Using the data below, copy each line that includes the word "components".

▶ **INPUT MATERIAL**

┌──

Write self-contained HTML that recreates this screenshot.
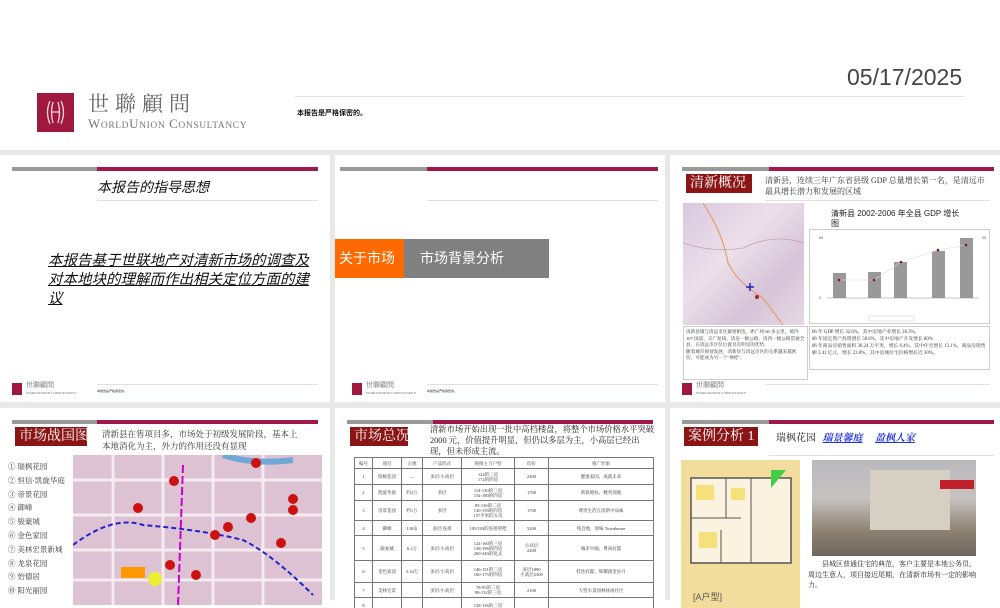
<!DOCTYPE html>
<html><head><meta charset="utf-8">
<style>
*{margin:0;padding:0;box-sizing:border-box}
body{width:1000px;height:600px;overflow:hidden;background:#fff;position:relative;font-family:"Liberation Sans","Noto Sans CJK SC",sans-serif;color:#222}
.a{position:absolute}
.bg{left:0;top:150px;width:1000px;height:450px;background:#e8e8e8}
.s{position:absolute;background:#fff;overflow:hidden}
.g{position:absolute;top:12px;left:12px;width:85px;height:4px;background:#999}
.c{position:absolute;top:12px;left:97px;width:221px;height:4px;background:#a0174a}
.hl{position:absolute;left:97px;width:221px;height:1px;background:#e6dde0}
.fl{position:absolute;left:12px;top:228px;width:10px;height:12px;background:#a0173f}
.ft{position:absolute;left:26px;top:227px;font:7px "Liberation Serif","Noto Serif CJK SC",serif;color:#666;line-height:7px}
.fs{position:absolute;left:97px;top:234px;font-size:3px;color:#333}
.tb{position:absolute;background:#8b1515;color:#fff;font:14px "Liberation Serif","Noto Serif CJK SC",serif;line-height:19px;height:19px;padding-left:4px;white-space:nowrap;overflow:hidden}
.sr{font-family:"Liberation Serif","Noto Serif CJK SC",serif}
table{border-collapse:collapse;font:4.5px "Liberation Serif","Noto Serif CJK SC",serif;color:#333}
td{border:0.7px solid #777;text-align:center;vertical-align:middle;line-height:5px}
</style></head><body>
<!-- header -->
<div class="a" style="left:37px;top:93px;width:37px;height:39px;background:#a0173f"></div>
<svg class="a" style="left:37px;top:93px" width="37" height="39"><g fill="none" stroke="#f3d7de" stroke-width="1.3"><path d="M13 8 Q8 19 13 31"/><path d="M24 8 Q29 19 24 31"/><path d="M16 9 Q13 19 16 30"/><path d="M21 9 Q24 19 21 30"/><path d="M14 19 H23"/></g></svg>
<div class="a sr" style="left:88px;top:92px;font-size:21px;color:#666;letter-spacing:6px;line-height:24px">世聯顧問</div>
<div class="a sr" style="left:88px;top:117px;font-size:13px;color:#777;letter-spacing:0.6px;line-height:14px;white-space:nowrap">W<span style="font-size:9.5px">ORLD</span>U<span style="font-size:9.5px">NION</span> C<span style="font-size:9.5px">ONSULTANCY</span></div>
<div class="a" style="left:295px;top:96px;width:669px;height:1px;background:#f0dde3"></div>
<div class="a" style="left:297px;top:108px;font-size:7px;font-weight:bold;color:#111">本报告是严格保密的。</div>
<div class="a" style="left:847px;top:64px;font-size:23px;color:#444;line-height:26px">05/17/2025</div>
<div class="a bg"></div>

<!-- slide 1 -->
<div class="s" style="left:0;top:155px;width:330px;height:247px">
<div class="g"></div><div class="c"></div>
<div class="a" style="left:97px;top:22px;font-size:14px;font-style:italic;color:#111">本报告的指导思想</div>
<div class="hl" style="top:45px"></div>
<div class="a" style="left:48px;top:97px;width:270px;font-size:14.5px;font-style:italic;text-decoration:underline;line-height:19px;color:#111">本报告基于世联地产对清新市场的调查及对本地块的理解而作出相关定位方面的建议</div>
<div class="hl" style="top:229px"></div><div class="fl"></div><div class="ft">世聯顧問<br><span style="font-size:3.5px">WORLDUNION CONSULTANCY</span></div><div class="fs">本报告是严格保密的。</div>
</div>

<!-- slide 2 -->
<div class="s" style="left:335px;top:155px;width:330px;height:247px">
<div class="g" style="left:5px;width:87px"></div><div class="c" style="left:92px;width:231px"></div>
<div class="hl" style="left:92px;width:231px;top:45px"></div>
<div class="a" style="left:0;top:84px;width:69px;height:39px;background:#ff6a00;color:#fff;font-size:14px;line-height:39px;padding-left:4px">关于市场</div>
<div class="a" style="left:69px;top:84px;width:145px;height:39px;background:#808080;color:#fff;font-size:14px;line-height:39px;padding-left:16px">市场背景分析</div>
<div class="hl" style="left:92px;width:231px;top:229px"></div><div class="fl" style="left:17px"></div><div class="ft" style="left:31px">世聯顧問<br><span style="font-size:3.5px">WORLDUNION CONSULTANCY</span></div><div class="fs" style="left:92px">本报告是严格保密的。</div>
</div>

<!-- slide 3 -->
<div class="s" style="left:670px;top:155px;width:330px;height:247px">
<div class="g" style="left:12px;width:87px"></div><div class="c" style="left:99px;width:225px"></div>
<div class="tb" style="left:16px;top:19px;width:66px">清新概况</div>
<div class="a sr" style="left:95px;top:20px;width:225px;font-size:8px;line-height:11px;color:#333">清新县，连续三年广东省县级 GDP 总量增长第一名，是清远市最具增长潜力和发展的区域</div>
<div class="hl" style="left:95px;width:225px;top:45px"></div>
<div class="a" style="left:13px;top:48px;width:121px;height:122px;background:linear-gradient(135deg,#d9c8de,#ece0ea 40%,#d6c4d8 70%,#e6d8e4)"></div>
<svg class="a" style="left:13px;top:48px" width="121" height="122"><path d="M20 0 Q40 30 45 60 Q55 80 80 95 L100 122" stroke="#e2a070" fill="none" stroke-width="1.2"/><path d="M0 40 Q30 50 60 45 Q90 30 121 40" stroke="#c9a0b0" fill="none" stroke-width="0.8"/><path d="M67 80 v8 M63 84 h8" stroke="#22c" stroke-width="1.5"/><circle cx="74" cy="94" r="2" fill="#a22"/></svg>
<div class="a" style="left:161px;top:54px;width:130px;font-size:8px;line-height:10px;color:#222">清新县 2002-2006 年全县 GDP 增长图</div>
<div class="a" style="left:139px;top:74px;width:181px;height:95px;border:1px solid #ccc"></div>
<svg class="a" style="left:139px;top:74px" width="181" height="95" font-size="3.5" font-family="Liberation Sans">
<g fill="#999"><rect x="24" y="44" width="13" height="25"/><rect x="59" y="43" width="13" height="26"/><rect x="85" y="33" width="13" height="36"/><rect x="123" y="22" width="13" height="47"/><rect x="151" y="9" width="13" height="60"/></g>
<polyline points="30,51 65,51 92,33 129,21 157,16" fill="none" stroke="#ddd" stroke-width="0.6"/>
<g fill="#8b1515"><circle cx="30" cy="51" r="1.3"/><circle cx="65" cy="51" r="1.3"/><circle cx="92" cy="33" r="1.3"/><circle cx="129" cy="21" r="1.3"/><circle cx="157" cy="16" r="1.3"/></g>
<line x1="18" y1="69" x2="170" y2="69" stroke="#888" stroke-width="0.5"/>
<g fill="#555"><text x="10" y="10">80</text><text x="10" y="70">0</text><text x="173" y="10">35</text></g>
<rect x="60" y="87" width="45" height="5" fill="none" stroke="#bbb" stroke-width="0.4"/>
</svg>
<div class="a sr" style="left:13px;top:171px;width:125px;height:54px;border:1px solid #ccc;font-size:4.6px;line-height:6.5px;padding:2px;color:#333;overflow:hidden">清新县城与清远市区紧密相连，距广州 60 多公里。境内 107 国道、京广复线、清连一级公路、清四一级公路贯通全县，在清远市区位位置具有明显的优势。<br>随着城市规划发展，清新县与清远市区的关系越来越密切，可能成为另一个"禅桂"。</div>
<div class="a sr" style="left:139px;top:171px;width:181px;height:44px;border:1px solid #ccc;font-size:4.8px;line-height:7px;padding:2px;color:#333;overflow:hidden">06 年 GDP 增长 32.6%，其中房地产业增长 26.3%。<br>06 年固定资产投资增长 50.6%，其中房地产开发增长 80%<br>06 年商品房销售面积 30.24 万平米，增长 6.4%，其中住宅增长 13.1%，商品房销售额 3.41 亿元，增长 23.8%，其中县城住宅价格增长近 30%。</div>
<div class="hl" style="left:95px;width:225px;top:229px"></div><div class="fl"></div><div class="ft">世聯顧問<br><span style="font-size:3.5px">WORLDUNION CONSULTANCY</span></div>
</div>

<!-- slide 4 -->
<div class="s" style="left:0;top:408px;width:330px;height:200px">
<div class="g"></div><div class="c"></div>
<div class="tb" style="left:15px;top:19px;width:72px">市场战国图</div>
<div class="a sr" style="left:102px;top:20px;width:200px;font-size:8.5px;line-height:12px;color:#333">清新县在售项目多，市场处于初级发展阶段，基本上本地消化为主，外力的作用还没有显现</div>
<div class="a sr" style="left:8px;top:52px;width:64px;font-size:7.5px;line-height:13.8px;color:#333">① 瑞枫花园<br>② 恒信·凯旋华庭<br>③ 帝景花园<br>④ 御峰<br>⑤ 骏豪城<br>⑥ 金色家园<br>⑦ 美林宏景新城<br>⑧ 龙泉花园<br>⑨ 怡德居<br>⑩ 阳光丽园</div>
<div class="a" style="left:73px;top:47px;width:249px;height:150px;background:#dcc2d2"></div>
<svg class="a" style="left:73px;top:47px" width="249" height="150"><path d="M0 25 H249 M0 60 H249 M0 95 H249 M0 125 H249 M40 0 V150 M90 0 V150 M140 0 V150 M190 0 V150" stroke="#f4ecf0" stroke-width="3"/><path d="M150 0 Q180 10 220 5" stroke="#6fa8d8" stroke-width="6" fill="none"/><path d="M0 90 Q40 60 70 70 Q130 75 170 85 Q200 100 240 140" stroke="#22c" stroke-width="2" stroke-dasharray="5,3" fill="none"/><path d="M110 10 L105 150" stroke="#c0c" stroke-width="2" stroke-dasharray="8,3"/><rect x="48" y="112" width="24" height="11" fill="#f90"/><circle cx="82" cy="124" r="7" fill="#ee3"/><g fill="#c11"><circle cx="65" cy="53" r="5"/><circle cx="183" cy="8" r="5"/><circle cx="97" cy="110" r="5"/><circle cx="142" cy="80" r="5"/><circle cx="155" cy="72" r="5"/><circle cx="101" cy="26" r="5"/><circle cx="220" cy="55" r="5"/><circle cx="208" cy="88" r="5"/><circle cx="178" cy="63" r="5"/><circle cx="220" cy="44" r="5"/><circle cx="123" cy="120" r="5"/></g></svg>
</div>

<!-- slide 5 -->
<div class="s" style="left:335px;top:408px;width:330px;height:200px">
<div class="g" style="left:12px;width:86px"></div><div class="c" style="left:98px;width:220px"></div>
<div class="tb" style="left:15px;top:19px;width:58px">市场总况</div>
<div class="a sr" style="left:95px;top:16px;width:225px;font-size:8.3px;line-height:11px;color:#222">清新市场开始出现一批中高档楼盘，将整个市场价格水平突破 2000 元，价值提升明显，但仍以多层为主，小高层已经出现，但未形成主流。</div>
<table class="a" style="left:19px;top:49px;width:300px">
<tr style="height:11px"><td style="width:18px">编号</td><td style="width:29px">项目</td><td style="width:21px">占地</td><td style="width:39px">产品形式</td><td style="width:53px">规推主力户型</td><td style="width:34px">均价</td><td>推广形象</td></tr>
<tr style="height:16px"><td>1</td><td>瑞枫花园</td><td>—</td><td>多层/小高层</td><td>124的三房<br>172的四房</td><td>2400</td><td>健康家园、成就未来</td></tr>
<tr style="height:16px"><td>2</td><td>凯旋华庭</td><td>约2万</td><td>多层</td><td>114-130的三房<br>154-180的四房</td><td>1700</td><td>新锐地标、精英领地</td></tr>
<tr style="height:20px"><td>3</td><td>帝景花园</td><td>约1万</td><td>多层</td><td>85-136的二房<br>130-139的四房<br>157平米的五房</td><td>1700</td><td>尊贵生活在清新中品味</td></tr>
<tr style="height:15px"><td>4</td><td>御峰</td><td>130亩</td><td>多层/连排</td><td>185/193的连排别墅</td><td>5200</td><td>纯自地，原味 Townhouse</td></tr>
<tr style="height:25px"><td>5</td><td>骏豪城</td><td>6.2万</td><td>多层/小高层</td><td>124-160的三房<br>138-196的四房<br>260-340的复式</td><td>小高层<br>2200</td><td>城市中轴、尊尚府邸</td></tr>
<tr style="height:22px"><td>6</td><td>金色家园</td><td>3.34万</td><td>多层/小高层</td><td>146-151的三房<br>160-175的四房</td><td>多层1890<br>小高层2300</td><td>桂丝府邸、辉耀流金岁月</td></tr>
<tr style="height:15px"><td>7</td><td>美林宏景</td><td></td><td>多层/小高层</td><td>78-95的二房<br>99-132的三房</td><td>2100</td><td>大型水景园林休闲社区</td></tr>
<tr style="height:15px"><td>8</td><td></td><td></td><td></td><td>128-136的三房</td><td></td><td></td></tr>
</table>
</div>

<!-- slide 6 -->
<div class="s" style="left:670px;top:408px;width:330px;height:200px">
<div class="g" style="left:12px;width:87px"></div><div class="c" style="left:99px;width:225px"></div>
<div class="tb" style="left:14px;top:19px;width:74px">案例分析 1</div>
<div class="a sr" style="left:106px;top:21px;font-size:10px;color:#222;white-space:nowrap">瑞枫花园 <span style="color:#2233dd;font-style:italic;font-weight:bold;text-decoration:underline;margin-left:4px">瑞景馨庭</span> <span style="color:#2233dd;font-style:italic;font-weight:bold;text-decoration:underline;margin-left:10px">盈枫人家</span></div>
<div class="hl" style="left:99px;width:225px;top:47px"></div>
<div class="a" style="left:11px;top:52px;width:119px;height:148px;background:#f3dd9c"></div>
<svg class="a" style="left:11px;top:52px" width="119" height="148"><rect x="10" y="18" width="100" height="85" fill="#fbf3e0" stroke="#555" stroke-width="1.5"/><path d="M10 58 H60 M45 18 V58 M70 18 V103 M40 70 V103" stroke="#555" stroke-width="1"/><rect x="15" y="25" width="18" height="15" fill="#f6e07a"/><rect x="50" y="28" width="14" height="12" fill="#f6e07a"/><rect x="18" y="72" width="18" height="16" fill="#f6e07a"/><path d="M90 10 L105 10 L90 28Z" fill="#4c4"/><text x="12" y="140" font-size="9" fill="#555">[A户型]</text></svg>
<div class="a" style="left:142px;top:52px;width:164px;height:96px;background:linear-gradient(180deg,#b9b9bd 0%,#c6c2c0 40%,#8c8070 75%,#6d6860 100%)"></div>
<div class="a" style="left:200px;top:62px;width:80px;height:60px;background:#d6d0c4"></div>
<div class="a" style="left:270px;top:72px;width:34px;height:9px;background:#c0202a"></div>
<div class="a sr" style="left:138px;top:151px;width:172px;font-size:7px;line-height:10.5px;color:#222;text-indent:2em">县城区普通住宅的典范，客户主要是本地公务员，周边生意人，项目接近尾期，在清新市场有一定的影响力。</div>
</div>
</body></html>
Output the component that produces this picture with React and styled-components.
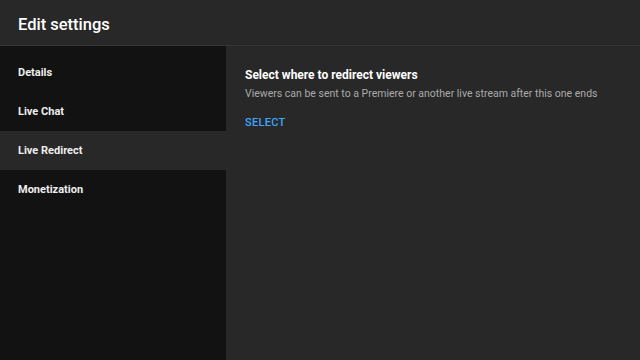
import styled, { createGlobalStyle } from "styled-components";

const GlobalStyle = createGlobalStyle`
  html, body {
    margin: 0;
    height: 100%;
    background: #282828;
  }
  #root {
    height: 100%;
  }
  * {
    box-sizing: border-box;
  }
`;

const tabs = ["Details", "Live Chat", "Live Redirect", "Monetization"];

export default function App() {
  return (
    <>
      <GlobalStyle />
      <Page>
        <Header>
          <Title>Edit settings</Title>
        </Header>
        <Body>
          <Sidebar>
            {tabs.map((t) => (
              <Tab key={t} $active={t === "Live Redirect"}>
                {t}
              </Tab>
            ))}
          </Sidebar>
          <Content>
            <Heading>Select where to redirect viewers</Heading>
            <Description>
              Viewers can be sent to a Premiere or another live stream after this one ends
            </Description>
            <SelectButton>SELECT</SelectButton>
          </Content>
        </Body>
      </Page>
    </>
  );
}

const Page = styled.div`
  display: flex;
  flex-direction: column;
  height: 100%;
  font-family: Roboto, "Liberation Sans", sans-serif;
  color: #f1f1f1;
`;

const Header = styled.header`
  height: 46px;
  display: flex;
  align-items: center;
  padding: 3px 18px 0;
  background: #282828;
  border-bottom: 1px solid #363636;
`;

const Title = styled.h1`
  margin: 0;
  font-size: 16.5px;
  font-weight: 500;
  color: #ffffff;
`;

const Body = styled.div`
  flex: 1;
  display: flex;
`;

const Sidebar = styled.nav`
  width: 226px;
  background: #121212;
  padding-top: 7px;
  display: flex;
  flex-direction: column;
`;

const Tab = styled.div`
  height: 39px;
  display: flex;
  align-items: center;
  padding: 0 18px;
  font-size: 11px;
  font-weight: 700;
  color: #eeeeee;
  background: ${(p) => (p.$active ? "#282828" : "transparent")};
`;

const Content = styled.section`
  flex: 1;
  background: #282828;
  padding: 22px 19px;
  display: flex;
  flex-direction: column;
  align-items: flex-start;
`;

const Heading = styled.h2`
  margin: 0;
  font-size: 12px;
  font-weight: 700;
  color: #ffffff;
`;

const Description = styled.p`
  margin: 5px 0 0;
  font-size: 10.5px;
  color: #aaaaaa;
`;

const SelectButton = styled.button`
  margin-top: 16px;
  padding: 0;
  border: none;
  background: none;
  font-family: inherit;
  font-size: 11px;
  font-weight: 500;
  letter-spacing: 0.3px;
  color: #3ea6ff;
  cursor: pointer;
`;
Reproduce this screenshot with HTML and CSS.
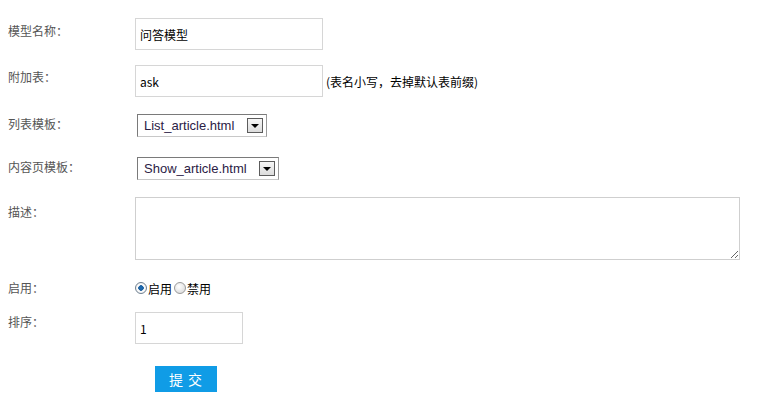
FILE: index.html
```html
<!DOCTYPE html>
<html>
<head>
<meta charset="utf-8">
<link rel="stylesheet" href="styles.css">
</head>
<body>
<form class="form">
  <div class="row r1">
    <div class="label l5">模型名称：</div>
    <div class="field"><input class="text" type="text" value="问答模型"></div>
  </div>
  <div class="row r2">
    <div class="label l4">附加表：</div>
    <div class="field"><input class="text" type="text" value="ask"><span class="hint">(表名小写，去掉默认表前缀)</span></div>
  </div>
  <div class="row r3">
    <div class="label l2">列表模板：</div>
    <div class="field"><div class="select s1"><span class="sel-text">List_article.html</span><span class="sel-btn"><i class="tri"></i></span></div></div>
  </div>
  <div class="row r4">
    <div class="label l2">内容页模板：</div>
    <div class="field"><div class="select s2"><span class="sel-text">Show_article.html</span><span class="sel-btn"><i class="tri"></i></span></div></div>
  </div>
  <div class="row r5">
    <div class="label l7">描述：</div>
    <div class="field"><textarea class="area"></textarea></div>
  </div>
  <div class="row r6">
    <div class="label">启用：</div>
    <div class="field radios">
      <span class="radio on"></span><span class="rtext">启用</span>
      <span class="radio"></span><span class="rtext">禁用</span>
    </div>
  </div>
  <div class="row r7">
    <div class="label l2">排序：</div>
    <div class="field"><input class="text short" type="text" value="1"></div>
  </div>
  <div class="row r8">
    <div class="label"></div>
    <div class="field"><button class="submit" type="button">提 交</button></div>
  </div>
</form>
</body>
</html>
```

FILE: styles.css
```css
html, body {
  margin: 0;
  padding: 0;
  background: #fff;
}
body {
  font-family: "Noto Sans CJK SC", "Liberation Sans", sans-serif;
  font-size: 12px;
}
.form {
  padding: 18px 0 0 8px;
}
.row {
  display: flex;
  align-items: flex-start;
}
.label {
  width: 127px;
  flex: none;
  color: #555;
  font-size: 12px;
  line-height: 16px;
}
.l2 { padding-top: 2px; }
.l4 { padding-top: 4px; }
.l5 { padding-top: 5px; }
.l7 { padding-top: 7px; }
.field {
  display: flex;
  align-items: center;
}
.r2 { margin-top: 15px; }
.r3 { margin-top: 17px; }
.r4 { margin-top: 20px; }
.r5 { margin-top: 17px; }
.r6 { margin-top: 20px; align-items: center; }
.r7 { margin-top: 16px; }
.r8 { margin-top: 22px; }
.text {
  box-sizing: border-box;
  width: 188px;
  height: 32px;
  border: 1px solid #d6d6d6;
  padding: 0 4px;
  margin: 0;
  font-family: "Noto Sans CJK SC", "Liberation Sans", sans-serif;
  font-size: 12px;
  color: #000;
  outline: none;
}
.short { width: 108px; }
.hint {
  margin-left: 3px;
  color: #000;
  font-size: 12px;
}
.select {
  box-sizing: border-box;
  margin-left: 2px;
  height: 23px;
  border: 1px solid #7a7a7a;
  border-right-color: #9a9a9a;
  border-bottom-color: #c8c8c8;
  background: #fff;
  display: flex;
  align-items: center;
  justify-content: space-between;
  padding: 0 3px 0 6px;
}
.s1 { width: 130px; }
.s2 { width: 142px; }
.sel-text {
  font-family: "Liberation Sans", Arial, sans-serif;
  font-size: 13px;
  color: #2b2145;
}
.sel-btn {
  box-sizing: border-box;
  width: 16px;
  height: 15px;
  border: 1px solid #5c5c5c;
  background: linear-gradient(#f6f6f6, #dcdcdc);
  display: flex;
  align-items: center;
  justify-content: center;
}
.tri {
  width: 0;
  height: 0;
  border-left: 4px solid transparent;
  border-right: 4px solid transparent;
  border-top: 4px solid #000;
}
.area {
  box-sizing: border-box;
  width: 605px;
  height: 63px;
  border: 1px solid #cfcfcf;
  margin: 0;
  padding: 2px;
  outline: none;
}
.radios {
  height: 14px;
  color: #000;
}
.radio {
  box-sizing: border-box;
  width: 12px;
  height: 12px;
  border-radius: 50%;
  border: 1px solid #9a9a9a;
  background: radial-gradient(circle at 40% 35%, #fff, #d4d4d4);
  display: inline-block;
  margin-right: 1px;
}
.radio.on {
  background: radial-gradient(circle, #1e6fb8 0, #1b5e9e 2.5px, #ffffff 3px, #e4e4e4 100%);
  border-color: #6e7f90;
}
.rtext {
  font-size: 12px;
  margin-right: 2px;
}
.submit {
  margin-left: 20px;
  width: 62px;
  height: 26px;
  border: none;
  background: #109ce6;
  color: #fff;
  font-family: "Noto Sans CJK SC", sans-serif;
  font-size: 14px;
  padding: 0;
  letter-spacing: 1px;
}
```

└──

▶ **CORRECT RESULT**
Output the component that produces this picture with React and styled-components.
import styled, { createGlobalStyle } from "styled-components";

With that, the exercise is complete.